Majesty, Mystery and Mockery

Traditionally judges have declined to hear barristers if they appear before the court inappropriately dressed. When a judge told a barrister ‘I cannot hear you’, it didn’t mean the old buffer was deaf. It meant he disapproved of the fact that the barrister wasn’t wearing a proper waistcoat or she had too much makeup on.
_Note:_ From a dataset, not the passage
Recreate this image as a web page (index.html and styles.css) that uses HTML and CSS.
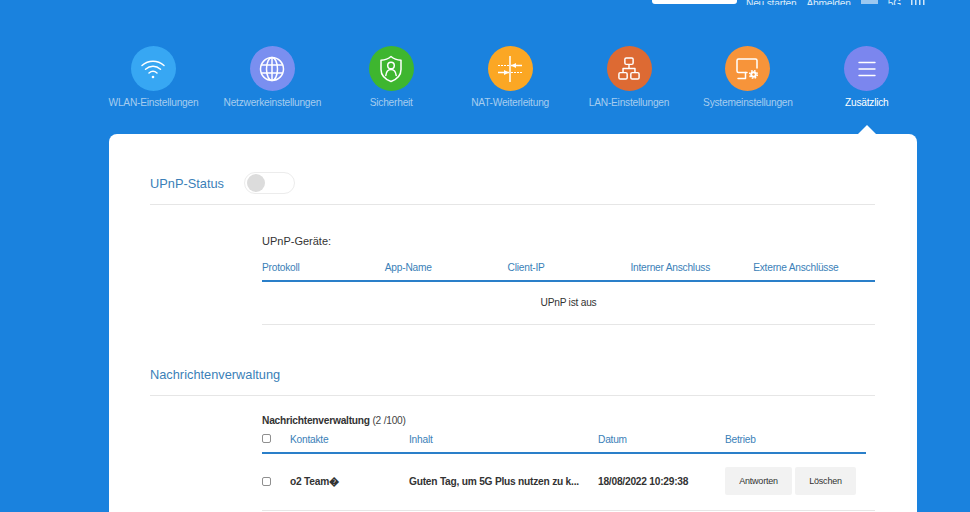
FILE: index.html
```html
<!DOCTYPE html>
<html lang="de">
<head>
    <meta charset="UTF-8">
    <meta name="viewport" content="width=device-width, initial-scale=1.0">
    <title>UPnP</title>
    <link rel="stylesheet" href="styles.css">
</head>
<body>
    <div class="topbar">
        <div class="search"></div>
        <span class="top-link">Neu starten</span>
        <span class="top-link">Abmelden</span>
        <span class="lang"></span>
        <span class="top-link net">5G</span>
        <svg class="signal" width="16" height="5" viewBox="0 0 16 5"><path d="M1 0h1.500v5H1zM5 0h1.500v5H5zM9 0h1.500v5H9zM13 0h1.500v5H13z" fill="#fff"/></svg>
    </div>

    <nav class="nav">
        <div class="nav-item">
            <div class="nav-icon c-wifi">
                <svg width="26" height="26" viewBox="0 0 26 26" fill="none" stroke="#fff" stroke-width="1.500" stroke-linecap="round"><path d="M2 9.500c6.500-5.600 15.500-5.600 22 0"/><path d="M5.500 13.200c4.500-3.800 10.500-3.800 15 0"/><path d="M9 17c2.400-2 5.600-2 8 0"/><circle cx="13" cy="21" r="1.300" fill="#fff" stroke="none"/></svg>
            </div>
            <span>WLAN-Einstellungen</span>
        </div>
        <div class="nav-item">
            <div class="nav-icon c-net">
                <svg width="26" height="26" viewBox="0 0 26 26" fill="none" stroke="#fff" stroke-width="1.500"><circle cx="13" cy="13" r="11.500"/><ellipse cx="13" cy="13" rx="5.500" ry="11.500"/><path d="M13 1.500v23M2.500 9h21M2.500 17h21"/></svg>
            </div>
            <span>Netzwerkeinstellungen</span>
        </div>
        <div class="nav-item">
            <div class="nav-icon c-sec">
                <svg width="26" height="28" viewBox="0 0 26 28" fill="none" stroke="#fff" stroke-width="1.500" stroke-linejoin="round" stroke-linecap="round"><path d="M13 1.500c2.500 2.200 6 3.500 10 3.800v9.200c0 5.500-4.200 9.800-10 12-5.800-2.200-10-6.500-10-12V5.300c4-.3 7.500-1.600 10-3.800z"/><circle cx="13" cy="10.500" r="3.300"/><path d="M7.800 20.500c.4-3.600 2.500-6 5.200-6s4.800 2.400 5.200 6"/></svg>
            </div>
            <span>Sicherheit</span>
        </div>
        <div class="nav-item">
            <div class="nav-icon c-nat">
                <svg width="26" height="28" viewBox="0 0 26 28" fill="none" stroke="#fff"><path d="M13 1v26" stroke-width="1.500"/><path d="M1 10.500h11" stroke-dasharray="2 1" stroke-width="1"/><path d="M14 10.500h11M1 17.500h11" stroke-width="1.500"/><path d="M14 17.500h11" stroke-dasharray="2 1" stroke-width="1"/><path d="M19 8l-5 2.500 5 2.500zM7 15l5 2.500L7 20z" fill="#fff" stroke="none"/></svg>
            </div>
            <span>NAT-Weiterleitung</span>
        </div>
        <div class="nav-item">
            <div class="nav-icon c-lan">
                <svg width="22" height="23" viewBox="0 0 24 25" fill="none" stroke="#fff" stroke-width="1.600" stroke-linejoin="round"><rect x="7.500" y="1" width="9" height="7" rx="1.500"/><rect x="1" y="17" width="9" height="7" rx="1.500"/><rect x="14" y="17" width="9" height="7" rx="1.500"/><path d="M12 8v4.500M5.500 17v-4.500h13V17"/></svg>
            </div>
            <span>LAN-Einstellungen</span>
        </div>
        <div class="nav-item">
            <div class="nav-icon c-sys">
                <svg width="23" height="22" viewBox="0 0 23 22" fill="none" stroke="#fff" stroke-width="1.500" stroke-linejoin="round" stroke-linecap="round"><path d="M11 14.500H2.500a1.500 1.500 0 0 1-1.500-1.500V2.500A1.500 1.500 0 0 1 2.500 1h17A1.500 1.500 0 0 1 21 2.500V10"/><path d="M9.500 14.500V20.500H2"/><circle cx="17.500" cy="16.500" r="3.800" stroke-width="1.600" stroke-dasharray="1.600 1.400" stroke-linecap="butt"/><circle cx="17.500" cy="16.500" r="3.200" fill="#fff" stroke="none"/><circle cx="17.500" cy="16.500" r="1.200" fill="#f7943a" stroke="none"/></svg>
            </div>
            <span>Systemeinstellungen</span>
        </div>
        <div class="nav-item active">
            <div class="nav-icon c-more">
                <svg width="18" height="16" viewBox="0 0 18 16" fill="none" stroke="#fff" stroke-width="1.400" stroke-linecap="round"><path d="M1 1.500h16M1 8h16M1 14.500h16"/></svg>
            </div>
            <span>Zusätzlich</span>
        </div>
    </nav>

    <main class="card">
        <div class="section-head">
            <h2>UPnP-Status</h2>
            <div class="toggle"><div class="knob"></div></div>
        </div>

        <div class="panel upnp">
            <p class="panel-title">UPnP-Geräte:</p>
            <div class="upnp-head">
                <span>Protokoll</span>
                <span>App-Name</span>
                <span>Client-IP</span>
                <span>Interner Anschluss</span>
                <span>Externe Anschlüsse</span>
            </div>
            <div class="upnp-empty">UPnP ist aus</div>
        </div>

        <div class="section-head msg-head">
            <h2>Nachrichtenverwaltung</h2>
        </div>

        <div class="panel msgs">
            <p class="msg-title"><b>Nachrichtenverwaltung</b> (2 /100)</p>
            <div class="msg-row msg-columns">
                <span class="check"></span>
                <span>Kontakte</span>
                <span>Inhalt</span>
                <span>Datum</span>
                <span>Betrieb</span>
            </div>
            <div class="msg-row msg-item">
                <span class="check"></span>
                <span>o2 Team�</span>
                <span>Guten Tag, um 5G Plus nutzen zu k...</span>
                <span>18/08/2022 10:29:38</span>
                <span class="actions">
                    <button>Antworten</button>
                    <button>Löschen</button>
                </span>
            </div>
        </div>
    </main>
</body>
</html>
```

FILE: styles.css
```css
* {
    box-sizing: border-box;
}

html, body {
    height: 512px;
    overflow: hidden;
}

body {
    margin: 0;
    background: #1a82de;
    font-family: "Liberation Sans", Arial, sans-serif;
    color: #333;
}

.topbar {
    height: 5px;
    display: flex;
    align-items: flex-end;
    overflow: hidden;
    padding-left: 652px;
}

.search {
    width: 85px;
    height: 4px;
    margin-bottom: 1px;
    background: #fff;
    border-radius: 0 0 3px 3px;
}

.top-link {
    font-size: 10.2px;
    letter-spacing: -.2px;
    line-height: 12px;
    color: #dcebf9;
    margin-left: 9px;
    margin-bottom: -5px;
    flex: none;
}

.top-link + .top-link {
    margin-left: 10px;
}

.lang {
    width: 17px;
    height: 4px;
    margin-left: 10px;
    margin-bottom: 1px;
    background: #9cc8f0;
}

.top-link.net {
    margin-left: 10px;
}

.signal {
    margin-left: 9px;
    flex: none;
    opacity: .8;
}

.nav {
    display: flex;
    padding: 41px 0 0 94px;
}

.nav-item {
    width: 118.9px;
    flex: none;
    display: flex;
    flex-direction: column;
    align-items: center;
    color: #a6cdef;
    font-size: 10.2px;
    letter-spacing: -.23px;
    line-height: 12px;
    white-space: nowrap;
}

.nav-item.active {
    position: relative;
    color: #fff;
}

.nav-item.active::after {
    content: "";
    position: absolute;
    left: 50%;
    top: 79px;
    margin-left: -9px;
    border: 9px solid transparent;
    border-top: 0;
    border-bottom-color: #fff;
}

.nav-icon {
    width: 45px;
    height: 45px;
    border-radius: 50%;
    margin-bottom: 6px;
    display: flex;
    align-items: center;
    justify-content: center;
}

.c-wifi { background: #37a7f3; }
.c-net { background: #7a8ff0; }
.c-sec { background: #3eb62f; }
.c-nat { background: #fba724; }
.c-lan { background: #dd6a33; }
.c-sys { background: #f7943a; }
.c-more { background: #7b86ee; }

.card {
    margin: 25px 0 0 109px;
    width: 808px;
    height: 378px;
    padding: 0 42px 0 41px;
    background: #fff;
    border-radius: 8px 8px 0 0;
}

.section-head {
    height: 71px;
    display: flex;
    align-items: center;
    padding-top: 27px;
    border-bottom: 1px solid #e6e6e6;
}

.section-head h2 {
    margin: 0;
    font-size: 12.8px;
    font-weight: normal;
    color: #3b7fb8;
    position: relative;
    top: 1px;
}

.toggle {
    width: 51px;
    height: 22px;
    margin-left: 20px;
    padding: 1px 2px;
    border: 1px solid #ececec;
    border-radius: 11px;
}

.knob {
    width: 18px;
    height: 18px;
    border-radius: 50%;
    background: #dcdcdc;
}

.panel {
    margin-left: 112px;
}

.panel-title {
    margin: 30px 0 0;
    font-size: 11px;
    line-height: 13px;
    color: #333;
}

.upnp-head {
    display: grid;
    grid-template-columns: repeat(5, 122.8px);
    height: 31px;
    align-items: center;
    margin-top: 3px;
    padding-top: 4px;
    font-size: 10.2px;
    letter-spacing: -.23px;
    color: #3b7fb8;
    border-bottom: 2px solid #2a7fc9;
    white-space: nowrap;
}

.upnp-empty {
    height: 43px;
    line-height: 41px;
    text-align: center;
    font-size: 10.2px;
    letter-spacing: -.23px;
    border-bottom: 1px solid #e6e6e6;
}

.msg-head {
    height: 71px;
}

.msg-title {
    margin: 18px 0 0;
    font-size: 10.2px;
    letter-spacing: -.23px;
    line-height: 13px;
    color: #444;
}

.msg-title b {
    color: #333;
}

.msg-row {
    display: grid;
    grid-template-columns: 28px 119px 189px 127px 1fr;
    align-items: center;
    font-size: 10.2px;
    letter-spacing: -.23px;
    white-space: nowrap;
}

.msg-columns {
    width: 604px;
    height: 27px;
    color: #3b7fb8;
    border-bottom: 2px solid #2a7fc9;
}

.msg-columns .check {
    margin-bottom: 3px;
}

.msg-item {
    height: 57px;
    padding-bottom: 2px;
    font-weight: bold;
    color: #333;
    border-bottom: 1px solid #e6e6e6;
}

.check {
    width: 9px;
    height: 9px;
    border: 1px solid #8f8f8f;
    border-radius: 2px;
    background: #fff;
}

.actions {
    display: flex;
    gap: 3px;
}

button {
    height: 28px;
    padding: 0;
    border: 0;
    border-radius: 2px;
    background: #f2f2f2;
    font-family: inherit;
    font-size: 9px;
    letter-spacing: -.2px;
    color: #333;
}

button:first-child {
    width: 67px;
}

button:last-child {
    width: 61px;
}
```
Nowadays, judges are more likely to take barristers and solicitors to task over the state of their bundles, or the bloated voluminosity of their skeleton arguments, than how they’re dressed.

However, the practice persisted long enough to catch one unfortunate solicitor advocate, whose court gown was criticised by a Crown Court judge as looking ‘like something out of Harry Potter’. After the road traffic case in which he was appearing had concluded, the judge, His Honour David Wynn Morgan, reprimanded Alan Blacker, who went under the title Lord Harley when appearing in court and had attached colourful ceremonial St John Ambulance ribbons and medals to his gown, saying ‘If you ever appear before this court again dressed as you are I shall exercise my right to decline to hear you.’

There is something rather comical about this incident, and there was no shortage of mockery on legal Twitter at the time. But while both he and the judge may each have thought he was upholding the majesty of the law and his role in it, the fact remains that for many the very practice of wearing medieval costume in court only serves to alienate the public. It imports the notion of a sort of legal priesthood, guardians of the mysteries of the law, which ordinary mortals cannot safely be allowed to play with. In these days of increasing numbers of litigants in person, and the development of online courts where fancy costumes are as useful as having ‘a good face for radio’, it seems less and less appropriate. If the UK Supreme Court can uphold the majesty of the law without anyone being robed up for it, you wonder for how much longer the less senior courts can maintain the tradition, or how much it really contributes to open justice and transparency.